Task requirements —
Leave the pictures out. Return all other data exactly.

** Begin Supplied information **

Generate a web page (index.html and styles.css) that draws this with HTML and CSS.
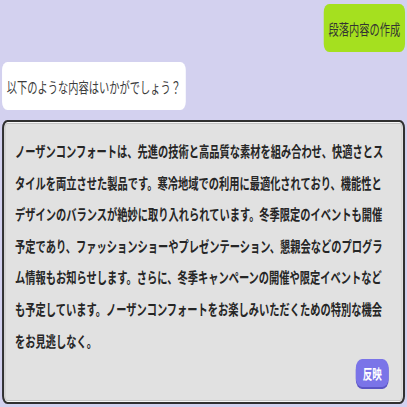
FILE: index.html
```html
<!DOCTYPE html>
<html lang="ja">
<head>
    <meta charset="UTF-8">
    <meta name="viewport" content="width=device-width, initial-scale=1.0">
    <title>段落内容の作成</title>
    <link rel="stylesheet" href="styles.css">
</head>
<body>
    <div class="frame">
        <div class="chat">
            <div class="msg user">
                <div class="bubble">段落内容の作成</div>
            </div>
            <div class="msg bot">
                <div class="bubble">以下のような内容はいかがでしょう？</div>
            </div>
            <div class="draft">
                <p class="draft-text">ノーザンコンフォートは、先進の技術と高品質な素材を組み合わせ、快適さとスタイルを両立させた製品です。寒冷地域での利用に最適化されており、機能性とデザインのバランスが絶妙に取り入れられています。冬季限定のイベントも開催予定であり、ファッションショーやプレゼンテーション、懇親会などのプログラム情報もお知らせします。さらに、冬季キャンペーンの開催や限定イベントなども予定しています。ノーザンコンフォートをお楽しみいただくための特別な機会をお見逃しなく。</p>
                <div class="actions">
                    <button class="apply">反映</button>
                </div>
            </div>
        </div>
    </div>
</body>
</html>
```

FILE: styles.css
```css
body { margin: 0; background: #d3d1ef; font-family: "Noto Sans CJK JP", "Noto Sans", sans-serif; }
.frame { width: 100%; height: 407px; overflow: hidden; }
.chat { width: 596px; padding: 4px 3px 0; box-sizing: border-box; transform: scaleX(0.683); transform-origin: 0 0; }
.msg { display: flex; margin-bottom: 10px; }
.msg.user { justify-content: flex-end; }
.bubble { height: 48px; display: flex; align-items: center; padding: 0 7px; border-radius: 8px; font-size: 15px; color: #3c3c3c; }
.user .bubble { background: #a5e01f; color: #333; }
.bot .bubble { background: #fff; }
.draft { height: 284px; box-sizing: border-box; background: #e1e1e1; border: solid #303030; border-width: 2px 3px; border-radius: 8px; box-shadow: inset 0 0 0 1px #f7f7f7, inset 0 0 0 2px #c4c4c4; padding: 13px 21px 0 16px; }
.draft-text { margin: 0; font-size: 15px; font-weight: bold; line-height: 31.6px; color: #262626; }
.actions { display: flex; justify-content: flex-end; margin-top: 3px; }
.apply { width: 48px; height: 28px; border: none; border-radius: 9px; background: #7a74e8; box-shadow: 0 2px 0 #5b55c4; color: #fff; font-family: inherit; font-size: 14px; font-weight: bold; padding: 0; cursor: pointer; }
```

** End Supplied information **

Result of this task —
Generate a web page (index.html and styles.css) that draws this with HTML and CSS.
FILE: index.html
```html
<!DOCTYPE html>
<html lang="ja">
<head>
    <meta charset="UTF-8">
    <meta name="viewport" content="width=device-width, initial-scale=1.0">
    <title>段落内容の作成</title>
    <link rel="stylesheet" href="styles.css">
</head>
<body>
    <div class="frame">
        <div class="chat">
            <div class="msg user">
                <div class="bubble">段落内容の作成</div>
            </div>
            <div class="msg bot">
                <div class="bubble">以下のような内容はいかがでしょう？</div>
            </div>
            <div class="draft">
                <p class="draft-text">ノーザンコンフォートは、先進の技術と高品質な素材を組み合わせ、快適さとスタイルを両立させた製品です。寒冷地域での利用に最適化されており、機能性とデザインのバランスが絶妙に取り入れられています。冬季限定のイベントも開催予定であり、ファッションショーやプレゼンテーション、懇親会などのプログラム情報もお知らせします。さらに、冬季キャンペーンの開催や限定イベントなども予定しています。ノーザンコンフォートをお楽しみいただくための特別な機会をお見逃しなく。</p>
                <div class="actions">
                    <button class="apply">反映</button>
                </div>
            </div>
        </div>
    </div>
</body>
</html>
```

FILE: styles.css
```css
body { margin: 0; background: #d3d1ef; font-family: "Noto Sans CJK JP", "Noto Sans", sans-serif; }
.frame { width: 100%; height: 407px; overflow: hidden; }
.chat { width: 596px; padding: 4px 3px 0; box-sizing: border-box; transform: scaleX(0.683); transform-origin: 0 0; }
.msg { display: flex; margin-bottom: 10px; }
.msg.user { justify-content: flex-end; }
.bubble { height: 48px; display: flex; align-items: center; padding: 0 7px; border-radius: 8px; font-size: 15px; color: #3c3c3c; }
.user .bubble { background: #a5e01f; color: #333; }
.bot .bubble { background: #fff; }
.draft { height: 284px; box-sizing: border-box; background: #e1e1e1; border: solid #303030; border-width: 2px 3px; border-radius: 8px; box-shadow: inset 0 0 0 1px #f7f7f7, inset 0 0 0 2px #c4c4c4; padding: 13px 21px 0 16px; }
.draft-text { margin: 0; font-size: 15px; font-weight: bold; line-height: 31.6px; color: #262626; }
.actions { display: flex; justify-content: flex-end; margin-top: 3px; }
.apply { width: 48px; height: 28px; border: none; border-radius: 9px; background: #7a74e8; box-shadow: 0 2px 0 #5b55c4; color: #fff; font-family: inherit; font-size: 14px; font-weight: bold; padding: 0; cursor: pointer; }
```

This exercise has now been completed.